清醒过来的童童第一件事就是躲进妈妈的怀里。
“童童,我的好孩子。”
孩子妈一把将孩子拥挤怀里,有着说不完的爱怜。
我和刘焱也围了上去,对于这名状态反差极大孩子,我们多少也有点兴趣。
“告诉叔叔,你还记不记得你刚才是怎么了?”
刘焱对孩子试探性的问道,他这是第一时间向当事人去求证。
“妈妈。”
孩子突然变得不安,眼前的陌生人似乎让他感受到了压力。
“童童别怕,这两位叔叔是好人,他们不会伤害童童的。”
一旁的钱华出面帮衬,他必须去消除他们娘俩的顾虑,而且深知自己的弟妹也会尽可能的保护好她自己的孩子。
孩子在两位亲人的劝导下渐渐又安静了下来,直到此时,刘焱才敢再问,对待孩子,他同样明白不能一味的强硬。

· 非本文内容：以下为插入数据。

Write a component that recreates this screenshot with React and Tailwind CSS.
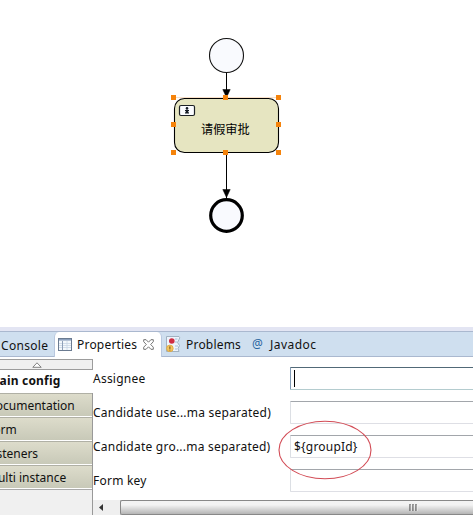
import React from "react";

const labels = [
  { text: "Assignee", value: "", focused: true },
  { text: "Candidate use...ma separated)", value: "" },
  { text: "Candidate gro...ma separated)", value: "${groupId}" },
  { text: "Form key", value: "" },
];

const sections = ["Documentation", "Form", "Listeners", "Multi instance"];

function Diagram() {
  return (
    <svg className="block h-[327px] w-[473px] shrink-0" viewBox="0 0 473 327">
      <circle cx="226.5" cy="55.5" r="17" fill="#f9fafe" stroke="#111" strokeWidth="1.1" />
      <path d="M226.5 73V98M226.5 153V198" stroke="#000" />
      <rect x="174.5" y="98.5" width="104" height="54" rx="10" fill="#e6e5c1" stroke="#000" strokeWidth="1.1" />
      <path d="M222.8 89.5h7.4l-3.7 8zM222.8 189.5h7.4l-3.7 8z" fill="#000" stroke="#000" strokeWidth=".5" />
      <circle cx="226.5" cy="215.5" r="15.8" fill="#f9fafe" stroke="#000" strokeWidth="3.2" />
      <rect x="179.5" y="105.5" width="15" height="10" rx="1.5" fill="#fbfcff" stroke="#1c2025" strokeWidth="1.2" />
      <path d="M185 110h4v1.2h-1v1h1v1.3h-4v-1.3h1v-1h-1z" fill="#151b25" />
      <circle cx="187" cy="108.4" r="1.3" fill="#151b25" />
      <path d="M174 97.5h104.5" stroke="#f3ad6a" strokeWidth=".6" opacity=".6" />
      <g fill="#f5830b">
        {[[171, 95], [223, 95], [276, 95], [171, 122], [276, 122], [171, 150], [223, 150], [276, 150]].map(([x, y]) => (
          <rect key={x + "-" + y} x={x} y={y} width="5" height="5" />
        ))}
      </g>
      <text x="201" y="134" fontSize="12.2" fill="#000" fontFamily="'Noto Sans CJK SC', sans-serif">请假审批</text>
    </svg>
  );
}

function TabBar() {
  return (
    <div className="flex h-[26px] shrink-0 items-stretch border-y border-[#aab8cf] bg-[#cfdfef] text-[12px] leading-[26px] whitespace-nowrap">
      <div className="w-[54px] shrink-0 pt-px pl-[1px] tracking-[0.3px]">Console</div>
      <div className="-mb-px flex w-[108px] shrink-0 items-center rounded-t-[5px] border-x border-[#b9c8df] bg-white pl-[3px]">
        <svg className="mr-[5px] h-[13px] w-[14px] shrink-0" viewBox="0 0 14 13">
          <rect x=".5" y=".5" width="13" height="12" fill="#f4f8fc" stroke="#6b7b91" />
          <path d="M1 1.8h12" stroke="#8ba0bd" strokeWidth="1.6" />
          <path d="M9 3v9M1 5.5h12M1 7.5h12M1 9.5h12" stroke="#c9d5e4" strokeWidth=".8" />
          <path d="M4.5 3v9" stroke="#8fa0b8" />
        </svg>
        <span className="w-[66px] pt-px tracking-[0.2px]">Properties</span>
        <svg className="h-[11px] w-[11px] shrink-0" viewBox="0 0 11 11">
          <path d="M.7.7h2.4l2.4 2.5L7.9.7h2.4v2L7.7 5.5l2.6 2.7v2.1H7.9L5.5 7.8l-2.4 2.5H.7V8.2l2.6-2.7L.7 2.7z" fill="#fff" stroke="#666" strokeWidth=".9" />
        </svg>
      </div>
      <div className="flex w-[90px] shrink-0 items-center pl-[4px]">
        <svg className="mr-[5px] h-[16px] w-[15px] shrink-0" viewBox="0 0 15 16">
          <path d="M.5 15.5V.5H13q1.5 1 0 3l-1.5 3 2 3-1.5 3 1 3z" fill="#edf4fc" stroke="#9aabbb" strokeWidth=".9" />
          <path d="M9 3h2.5M9 6h2M9 10h3M9 13h2" stroke="#a6bedb" />
          <circle cx="5.8" cy="5" r="2.8" fill="#d02d43" />
          <circle cx="3.9" cy="12.4" r="3.3" fill="#f4c65e" stroke="#dda43e" strokeWidth=".8" />
          <path d="M3.9 10.4v2.5M3.9 13.6v.9" stroke="#694715" strokeWidth="1" />
        </svg>
        <span className="pt-px tracking-[0.2px]">Problems</span>
      </div>
      <div className="flex items-center">
        <span className="w-[18px] text-[12px] text-[#28659f]">@</span>
        <span className="pt-px tracking-[0.45px]">Javadoc</span>
      </div>
    </div>
  );
}

export default function App() {
  return (
    <div className="relative flex h-[515px] w-[473px] flex-col overflow-hidden bg-white font-['Noto_Sans','Noto_Sans_CJK_SC',sans-serif] text-[12px] text-[#111]">
      <Diagram />
      <div className="h-[4px] shrink-0 bg-[#e3e5f3]" />
      <TabBar />
      <div className="flex min-h-0 flex-1">
        <nav className="flex w-[93px] shrink-0 flex-col pt-[2px] whitespace-nowrap">
          <div className="flex h-[11px] shrink-0 items-center justify-center border border-l-0 border-[#9c9c9c] bg-[#f0f0f0] pr-[18px]">
            <svg className="h-[6px] w-[10px]" viewBox="0 0 10 6"><path d="M.8 5.3 5 .8l4.2 4.5z" fill="#fff" stroke="#666" strokeWidth=".8" /></svg>
          </div>
          <div className="h-[23px] shrink-0 bg-white leading-[22px] font-bold"><span className="-ml-[12px] tracking-[0.2px]">Main config</span></div>
          <div className="flex flex-1 flex-col border-r border-[#999] bg-[#f0f0f0]">
            {sections.map((name) => (
              <div key={name} className="h-[24px] shrink-0 border-t border-b border-t-[#b0b0a5] border-b-white bg-linear-to-b from-[#dddccb] to-[#c8c9b8] leading-[23px]">
                <span className="-ml-[13px]">{name}</span>
              </div>
            ))}
            <div className="h-px bg-[#aaa]" />
          </div>
        </nav>
        <main className="flex min-w-0 flex-1 flex-col">
          <div className="flex flex-1 flex-col gap-[11px] pt-[10px]">
            {labels.map((f) => (
              <div key={f.text} className="flex h-[23px] shrink-0 items-center whitespace-nowrap">
                <span className="w-[197px] shrink-0 tracking-[0.23px]">{f.text}</span>
                <div className={"flex h-[23px] flex-1 items-center rounded-l-[1px] border border-r-0 pl-[3px] tracking-[0.2px] " + (f.focused ? "border-t-[#516977] border-b-[#b4cccf] border-l-[#829bb5]" : "border-t-[#a2a6ab] border-b-[#dedfe5] border-l-[#dcdfe4]")}>
                  {f.focused ? <div className="h-[17px] w-px bg-black" /> : f.value}
                </div>
              </div>
            ))}
          </div>
          <div className="flex h-[15px] shrink-0 bg-[#efefef]">
            <div className="flex w-[27px] items-center pl-[6px]">
              <svg className="h-[7px] w-[4px]" viewBox="0 0 4 7"><path d="M4 0v7L0 3.5z" fill="#333" /></svg>
            </div>
            <div className="flex flex-1 items-center rounded-l-[2px] border border-r-0 border-[#888] bg-linear-to-b from-[#f3f3f3] from-30% to-[#b5b5b5] pl-[288px]">
              <svg className="h-[7px] w-[9px]" viewBox="0 0 9 7"><path d="M1 0v7M4 0v7M7 0v7" stroke="#555" strokeWidth="1.2" /><path d="M2.2 1v6M5.2 1v6M8.2 1v6" stroke="#f4f4f4" strokeWidth=".7" /></svg>
            </div>
          </div>
        </main>
      </div>
      <svg className="pointer-events-none absolute top-[418px] left-[276px] h-[64px] w-[98px]" viewBox="0 0 98 64">
        <ellipse cx="49" cy="32" rx="46" ry="28.8" fill="none" stroke="#d24b55" strokeWidth="1.1" />
      </svg>
    </div>
  );
}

“你叫童童吧,那童童能不能告诉我刚才你为什么会变成那样?”
刘焱尽量把自己表现的温柔一些。
两位亲人一直在对孩子疏导,时间耽误了一些,但好歹还算顺利,过了一会,童童才开口说道。
“他想出来。”
童童说。
“谁?谁想出来?”
刘焱追问。
“他,他,妈妈,我怕。”
可能是刘焱的急迫惊吓到了孩子,童童又躲进母亲的怀抱寻求庇护。
“童童别怕,你告诉叔叔,叔叔是可以帮你的。”
我尽力安抚受惊的孩子。
“对,叔叔可以帮助你的。”
刘焱也在旁边保证,样子和善,在孩子面前他得尽力维持笑容。
两名亲人也在旁边对孩子鼓励,不久之后,孩子才又敢开口。
“他想出来,但他现在回去了,他还会回来的,他一直都想出去。”
童童说的非常混乱,作为一名孩子,他的表达能力还远远不够,所以有些说出来的话非常费解。
“什么回来……出去……算了算了,我没辙了,我觉得吧,孩子还得应尽快送医。”
刘焱这回彻底失去了耐心,说完独自出门。
我又试着问了几次,但是孩子的思绪太过混乱,半天下来我没有问出什么有用的线索,此事最后也只能暂时中断。
之后我和刘焱以尸体丢失的地方为核心,然后向外搜索,但是忙了大半天终究毫无成效,最后找寻遗体的事情也只能告一段落。
傍晚回到所里,闲暇无事我又开始阅览关于‘叶行探灵社’的档案,当晚意外的接到报案人打来的电话,他慌慌张张的说了一大通,但主要想表达的意思是他找寻无果的父亲遗体自己回来了。